STATED PROBLEM: Gather all lines from the material that contain the word "components".

# # # #

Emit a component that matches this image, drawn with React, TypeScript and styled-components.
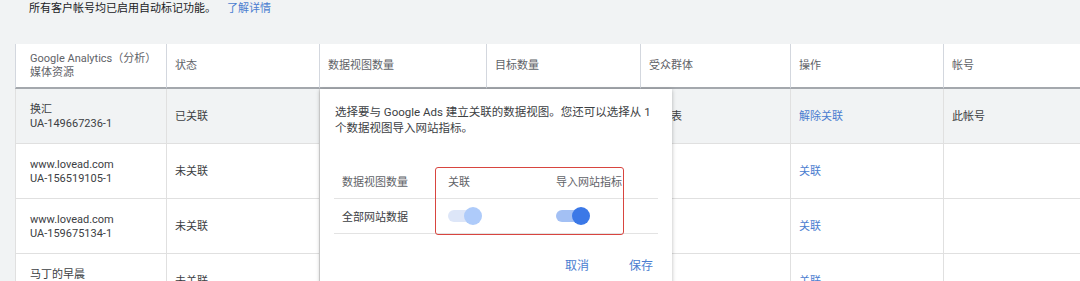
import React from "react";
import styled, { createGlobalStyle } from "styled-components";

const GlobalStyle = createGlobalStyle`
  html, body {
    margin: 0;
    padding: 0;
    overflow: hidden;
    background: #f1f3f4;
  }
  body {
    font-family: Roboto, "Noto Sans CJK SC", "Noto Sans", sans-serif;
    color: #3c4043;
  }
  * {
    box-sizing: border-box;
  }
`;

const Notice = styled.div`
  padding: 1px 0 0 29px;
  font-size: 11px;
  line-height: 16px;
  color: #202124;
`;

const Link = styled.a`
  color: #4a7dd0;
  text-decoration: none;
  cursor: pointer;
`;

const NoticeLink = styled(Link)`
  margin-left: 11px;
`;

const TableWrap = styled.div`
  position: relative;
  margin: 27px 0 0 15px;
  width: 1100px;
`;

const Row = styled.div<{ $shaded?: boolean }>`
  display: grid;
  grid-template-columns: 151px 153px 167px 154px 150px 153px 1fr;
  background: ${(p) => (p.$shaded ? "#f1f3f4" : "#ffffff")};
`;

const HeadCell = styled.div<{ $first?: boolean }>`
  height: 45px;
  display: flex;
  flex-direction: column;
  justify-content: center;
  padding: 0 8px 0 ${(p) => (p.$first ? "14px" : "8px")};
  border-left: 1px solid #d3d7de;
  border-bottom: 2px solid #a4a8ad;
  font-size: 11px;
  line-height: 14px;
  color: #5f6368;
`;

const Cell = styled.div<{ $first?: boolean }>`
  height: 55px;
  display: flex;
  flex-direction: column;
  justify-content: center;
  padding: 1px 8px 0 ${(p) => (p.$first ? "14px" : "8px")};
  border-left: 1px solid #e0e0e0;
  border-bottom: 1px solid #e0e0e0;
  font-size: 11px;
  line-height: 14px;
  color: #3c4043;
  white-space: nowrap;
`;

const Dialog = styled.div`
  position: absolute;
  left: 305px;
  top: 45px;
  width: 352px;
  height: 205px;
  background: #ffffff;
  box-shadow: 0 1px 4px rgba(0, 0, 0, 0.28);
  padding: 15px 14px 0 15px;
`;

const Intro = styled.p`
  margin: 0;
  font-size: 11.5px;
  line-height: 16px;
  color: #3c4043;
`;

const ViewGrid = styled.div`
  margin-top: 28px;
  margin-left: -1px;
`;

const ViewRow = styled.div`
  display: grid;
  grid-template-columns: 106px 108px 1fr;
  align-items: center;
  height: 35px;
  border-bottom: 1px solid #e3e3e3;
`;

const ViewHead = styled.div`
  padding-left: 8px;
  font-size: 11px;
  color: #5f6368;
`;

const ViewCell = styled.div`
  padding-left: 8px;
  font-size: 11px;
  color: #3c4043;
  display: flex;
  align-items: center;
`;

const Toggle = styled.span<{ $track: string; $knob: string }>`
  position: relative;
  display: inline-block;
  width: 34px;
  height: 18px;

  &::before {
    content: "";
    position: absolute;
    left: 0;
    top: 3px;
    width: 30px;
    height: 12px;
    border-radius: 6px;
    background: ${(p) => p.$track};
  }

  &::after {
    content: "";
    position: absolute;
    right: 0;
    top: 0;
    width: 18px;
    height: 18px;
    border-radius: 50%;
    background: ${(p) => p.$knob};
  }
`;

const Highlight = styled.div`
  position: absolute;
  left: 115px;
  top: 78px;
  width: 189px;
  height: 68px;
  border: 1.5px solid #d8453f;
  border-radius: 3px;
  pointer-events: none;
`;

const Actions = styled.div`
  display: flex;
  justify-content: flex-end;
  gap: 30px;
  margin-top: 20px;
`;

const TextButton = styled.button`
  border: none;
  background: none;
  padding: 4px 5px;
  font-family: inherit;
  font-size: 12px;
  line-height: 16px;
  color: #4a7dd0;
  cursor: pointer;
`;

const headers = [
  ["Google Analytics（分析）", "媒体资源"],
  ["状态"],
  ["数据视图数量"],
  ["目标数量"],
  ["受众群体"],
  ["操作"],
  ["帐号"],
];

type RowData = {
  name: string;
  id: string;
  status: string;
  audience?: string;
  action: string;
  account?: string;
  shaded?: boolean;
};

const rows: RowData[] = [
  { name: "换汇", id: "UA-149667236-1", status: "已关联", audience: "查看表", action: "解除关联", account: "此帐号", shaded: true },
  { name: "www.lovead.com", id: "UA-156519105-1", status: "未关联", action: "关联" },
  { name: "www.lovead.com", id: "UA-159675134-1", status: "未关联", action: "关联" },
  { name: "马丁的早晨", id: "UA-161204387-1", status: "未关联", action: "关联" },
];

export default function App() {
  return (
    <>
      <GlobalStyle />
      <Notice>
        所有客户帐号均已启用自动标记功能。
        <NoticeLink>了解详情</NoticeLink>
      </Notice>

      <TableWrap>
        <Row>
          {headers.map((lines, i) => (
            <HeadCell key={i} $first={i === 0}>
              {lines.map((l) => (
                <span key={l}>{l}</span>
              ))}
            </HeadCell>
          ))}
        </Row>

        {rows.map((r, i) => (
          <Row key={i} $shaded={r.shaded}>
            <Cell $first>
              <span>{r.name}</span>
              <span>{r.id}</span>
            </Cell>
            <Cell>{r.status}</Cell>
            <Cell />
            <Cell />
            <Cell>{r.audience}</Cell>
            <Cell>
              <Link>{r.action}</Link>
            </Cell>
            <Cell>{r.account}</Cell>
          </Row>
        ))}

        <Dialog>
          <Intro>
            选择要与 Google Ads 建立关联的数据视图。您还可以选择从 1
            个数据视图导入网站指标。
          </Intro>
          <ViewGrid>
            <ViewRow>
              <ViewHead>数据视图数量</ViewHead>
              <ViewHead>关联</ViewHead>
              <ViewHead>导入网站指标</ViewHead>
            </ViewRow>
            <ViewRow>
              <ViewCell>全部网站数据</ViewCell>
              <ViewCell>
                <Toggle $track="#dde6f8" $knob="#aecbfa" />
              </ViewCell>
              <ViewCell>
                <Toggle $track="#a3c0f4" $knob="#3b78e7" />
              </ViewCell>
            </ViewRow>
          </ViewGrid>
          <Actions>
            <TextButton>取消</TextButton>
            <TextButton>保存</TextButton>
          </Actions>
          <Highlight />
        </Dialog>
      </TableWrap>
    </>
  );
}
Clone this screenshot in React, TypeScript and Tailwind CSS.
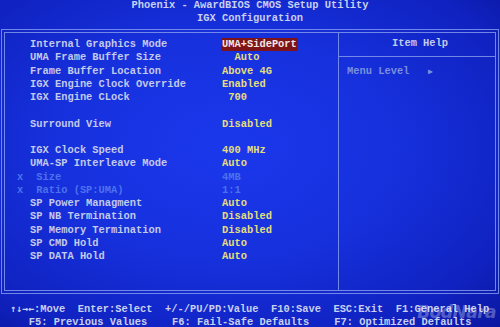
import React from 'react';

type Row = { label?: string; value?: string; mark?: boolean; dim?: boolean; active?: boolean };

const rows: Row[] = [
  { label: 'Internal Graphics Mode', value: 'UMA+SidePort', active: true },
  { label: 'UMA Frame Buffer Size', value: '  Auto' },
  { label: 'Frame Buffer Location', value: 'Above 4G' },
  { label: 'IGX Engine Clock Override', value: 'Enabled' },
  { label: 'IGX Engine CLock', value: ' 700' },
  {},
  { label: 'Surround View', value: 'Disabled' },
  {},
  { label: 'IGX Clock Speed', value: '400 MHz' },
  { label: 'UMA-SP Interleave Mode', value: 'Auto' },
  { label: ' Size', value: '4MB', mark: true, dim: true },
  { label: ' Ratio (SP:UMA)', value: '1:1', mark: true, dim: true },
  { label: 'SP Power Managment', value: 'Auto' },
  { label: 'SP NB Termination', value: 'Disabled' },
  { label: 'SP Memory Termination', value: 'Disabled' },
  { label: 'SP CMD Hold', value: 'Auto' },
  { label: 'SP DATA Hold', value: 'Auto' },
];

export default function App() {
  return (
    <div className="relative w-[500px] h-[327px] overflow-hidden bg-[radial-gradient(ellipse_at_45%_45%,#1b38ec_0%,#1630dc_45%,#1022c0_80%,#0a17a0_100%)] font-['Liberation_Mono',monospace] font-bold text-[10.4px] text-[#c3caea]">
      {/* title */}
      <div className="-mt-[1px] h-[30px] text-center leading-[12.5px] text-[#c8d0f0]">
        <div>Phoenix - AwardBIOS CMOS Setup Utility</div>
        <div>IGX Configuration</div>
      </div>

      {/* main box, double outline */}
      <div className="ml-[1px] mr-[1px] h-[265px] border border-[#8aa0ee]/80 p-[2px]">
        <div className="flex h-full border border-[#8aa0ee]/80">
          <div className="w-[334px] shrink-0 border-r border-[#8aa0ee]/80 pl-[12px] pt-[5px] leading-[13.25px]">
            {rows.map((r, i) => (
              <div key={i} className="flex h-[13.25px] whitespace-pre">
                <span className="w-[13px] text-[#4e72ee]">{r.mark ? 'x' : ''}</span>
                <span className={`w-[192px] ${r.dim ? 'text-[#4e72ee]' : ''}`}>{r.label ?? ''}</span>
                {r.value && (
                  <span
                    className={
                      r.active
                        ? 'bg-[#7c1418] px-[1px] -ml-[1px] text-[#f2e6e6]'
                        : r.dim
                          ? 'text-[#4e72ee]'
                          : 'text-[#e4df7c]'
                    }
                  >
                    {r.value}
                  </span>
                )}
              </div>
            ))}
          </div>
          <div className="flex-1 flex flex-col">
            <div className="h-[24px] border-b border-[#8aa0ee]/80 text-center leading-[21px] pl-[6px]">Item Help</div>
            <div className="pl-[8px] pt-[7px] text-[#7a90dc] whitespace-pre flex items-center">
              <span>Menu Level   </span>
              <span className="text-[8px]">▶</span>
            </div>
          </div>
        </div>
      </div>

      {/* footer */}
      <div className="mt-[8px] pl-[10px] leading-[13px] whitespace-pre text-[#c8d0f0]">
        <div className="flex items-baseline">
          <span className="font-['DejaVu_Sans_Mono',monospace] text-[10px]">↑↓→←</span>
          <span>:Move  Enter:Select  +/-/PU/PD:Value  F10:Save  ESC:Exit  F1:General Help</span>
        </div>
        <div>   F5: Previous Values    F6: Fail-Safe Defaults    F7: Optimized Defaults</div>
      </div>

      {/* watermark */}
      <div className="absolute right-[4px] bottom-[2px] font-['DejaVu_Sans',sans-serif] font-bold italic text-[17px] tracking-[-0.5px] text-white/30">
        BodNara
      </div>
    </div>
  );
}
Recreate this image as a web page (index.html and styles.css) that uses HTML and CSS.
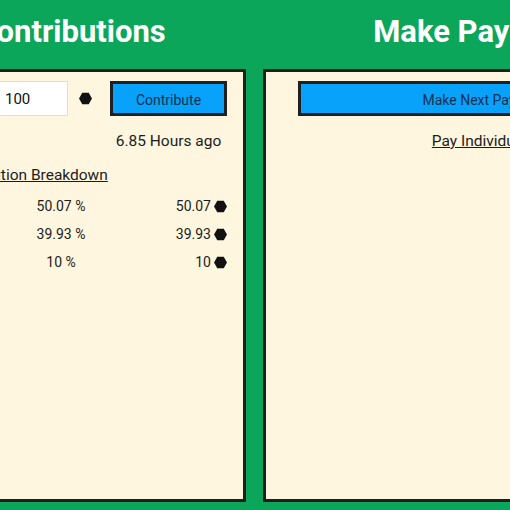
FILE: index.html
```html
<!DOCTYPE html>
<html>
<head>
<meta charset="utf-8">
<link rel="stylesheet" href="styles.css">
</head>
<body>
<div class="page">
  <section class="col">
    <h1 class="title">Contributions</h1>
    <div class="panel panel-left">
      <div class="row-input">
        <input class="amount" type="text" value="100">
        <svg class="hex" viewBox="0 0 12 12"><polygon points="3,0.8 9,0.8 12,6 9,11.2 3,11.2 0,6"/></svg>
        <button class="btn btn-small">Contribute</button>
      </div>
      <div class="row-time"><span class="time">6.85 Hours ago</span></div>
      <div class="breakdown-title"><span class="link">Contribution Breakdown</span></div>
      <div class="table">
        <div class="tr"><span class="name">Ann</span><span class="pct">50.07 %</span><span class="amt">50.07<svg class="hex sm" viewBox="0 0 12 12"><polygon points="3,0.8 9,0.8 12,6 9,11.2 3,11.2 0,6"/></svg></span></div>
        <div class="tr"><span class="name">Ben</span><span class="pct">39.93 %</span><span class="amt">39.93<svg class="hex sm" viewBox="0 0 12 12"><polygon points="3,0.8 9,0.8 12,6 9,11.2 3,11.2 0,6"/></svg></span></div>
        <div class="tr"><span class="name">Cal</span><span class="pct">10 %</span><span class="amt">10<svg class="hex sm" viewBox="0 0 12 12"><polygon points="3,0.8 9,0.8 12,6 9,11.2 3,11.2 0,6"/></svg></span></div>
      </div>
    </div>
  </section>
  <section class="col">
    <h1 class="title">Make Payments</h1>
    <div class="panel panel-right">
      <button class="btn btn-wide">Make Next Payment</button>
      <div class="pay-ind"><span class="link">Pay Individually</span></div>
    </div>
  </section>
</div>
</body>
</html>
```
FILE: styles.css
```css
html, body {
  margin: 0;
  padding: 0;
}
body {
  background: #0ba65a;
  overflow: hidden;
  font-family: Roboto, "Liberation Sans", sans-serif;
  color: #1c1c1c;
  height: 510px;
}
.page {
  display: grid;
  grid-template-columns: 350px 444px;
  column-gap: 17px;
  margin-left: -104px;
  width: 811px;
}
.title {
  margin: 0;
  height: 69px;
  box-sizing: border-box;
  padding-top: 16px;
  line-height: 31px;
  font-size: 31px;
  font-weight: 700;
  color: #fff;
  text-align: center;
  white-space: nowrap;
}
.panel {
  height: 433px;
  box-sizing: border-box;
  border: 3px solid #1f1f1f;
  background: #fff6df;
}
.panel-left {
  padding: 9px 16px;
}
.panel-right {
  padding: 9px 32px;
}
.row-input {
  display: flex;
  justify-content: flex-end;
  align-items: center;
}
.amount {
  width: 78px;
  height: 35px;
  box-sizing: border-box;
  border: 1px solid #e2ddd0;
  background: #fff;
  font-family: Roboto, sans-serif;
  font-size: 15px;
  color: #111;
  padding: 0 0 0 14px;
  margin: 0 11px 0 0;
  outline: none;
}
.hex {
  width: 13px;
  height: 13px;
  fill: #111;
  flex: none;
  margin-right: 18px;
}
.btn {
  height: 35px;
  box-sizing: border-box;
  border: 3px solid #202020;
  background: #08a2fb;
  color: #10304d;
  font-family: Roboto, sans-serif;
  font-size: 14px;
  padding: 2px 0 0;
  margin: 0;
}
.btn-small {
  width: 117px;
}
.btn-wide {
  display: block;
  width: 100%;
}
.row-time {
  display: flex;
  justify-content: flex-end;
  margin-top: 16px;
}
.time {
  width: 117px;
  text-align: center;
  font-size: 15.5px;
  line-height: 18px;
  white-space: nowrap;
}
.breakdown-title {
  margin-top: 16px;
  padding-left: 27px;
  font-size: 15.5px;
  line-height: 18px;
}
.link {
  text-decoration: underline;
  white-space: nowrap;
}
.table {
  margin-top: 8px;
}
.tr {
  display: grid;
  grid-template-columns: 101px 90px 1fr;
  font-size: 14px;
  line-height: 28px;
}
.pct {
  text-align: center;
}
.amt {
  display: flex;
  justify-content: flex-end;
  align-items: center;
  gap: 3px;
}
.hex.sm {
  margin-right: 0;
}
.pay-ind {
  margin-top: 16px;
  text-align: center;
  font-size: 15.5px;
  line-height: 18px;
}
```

# # # #

RESULT OF THE EXERCISE:
Emit a component that matches this image, drawn with React, TypeScript and styled-components.
import styled, { createGlobalStyle } from "styled-components";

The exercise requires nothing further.